Namun, upaya swadaya semacam ini tidak bisa sepenuhnya menutup kebutuhan akan investasi berskala besar. Sektor energi, kesehatan, pendidikan, dan infrastruktur dasar memerlukan dukungan dari modal asing dan lembaga donor internasional. Terlebih, sebagian besar jaringan listrik dan jalan raya rusak berat selama perang berkepanjangan.
Dalam catatan PBB, sekitar 80 persen fasilitas medis di Suriah mengalami kerusakan. Banyak rumah sakit tak mampu beroperasi normal akibat minimnya obat-obatan, alat medis, dan tenaga kesehatan. Sementara, kebutuhan akan layanan medis kian meningkat seiring bertambahnya jumlah warga yang kembali dari pengungsian.
Sanksi ekonomi yang diberlakukan Amerika Serikat dan Uni Eropa sejak 2011 disebut menjadi salah satu kendala utama bagi masuknya investasi asing. Meski demikian, sejak bulan lalu, sejumlah sanksi mulai dilonggarkan san dihapus pasca pertemuan Presiden AS Donald Trump dan Presiden transisi Suriah, Ahmed Al-Sharaa di Riyadh.
Penghapusan sanksi tersebut memberi angin segar bagi sejumlah perusahaan Timur Tengah, khususnya dari Qatar dan UEA, untuk mulai menjajaki proyek-proyek besar di Suriah. Salah satu di antaranya adalah proyek kota produksi media "Gerbang Damaskus" senilai 1,5 miliar dolar AS, yang diharapkan membuka ribuan lapangan kerja baru.
Meski begitu, ancaman keamanan masih membayangi proses rekonstruksi dan rekonsiliasi Suriah. Beberapa gangguan keamanan kecil masih terjadi di sejumlah wilayah. Situasi ini kerap membuat investor asing ragu untuk menanamkan modalnya secara langsung tanpa adanya jaminan keamanan yang memadai.
Para analis menilai, Suriah kini berada dalam persimpangan penting. Jika proses pemulihan didukung investasi internasional secara serius, negara ini berpeluang bangkit lebih cepat. Namun jika dibiarkan hanya mengandalkan swadaya warga, pemulihan akan berjalan sangat lambat dan berisiko memperpanjang penderitaan jutaan rakyatnya.

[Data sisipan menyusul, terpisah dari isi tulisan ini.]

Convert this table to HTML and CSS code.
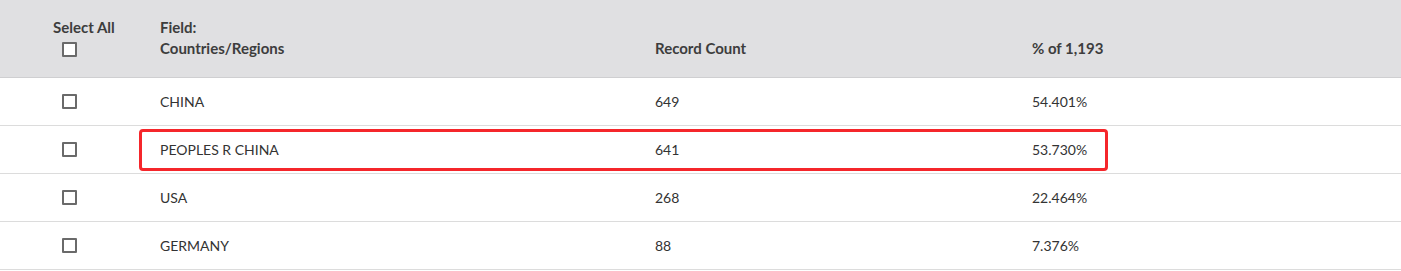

Delegasi PBB pun menutup kunjungannya dengan seruan tegas, bahwa kini adalah saat paling tepat bagi komunitas dunia untuk bergerak bersama demi masa depan rakyat Suriah. Mereka berharap agar negara-negara donor segera merealisasikan janji bantuan, serta perusahaan asing berani mengambil bagian dalam pemulihan negeri itu.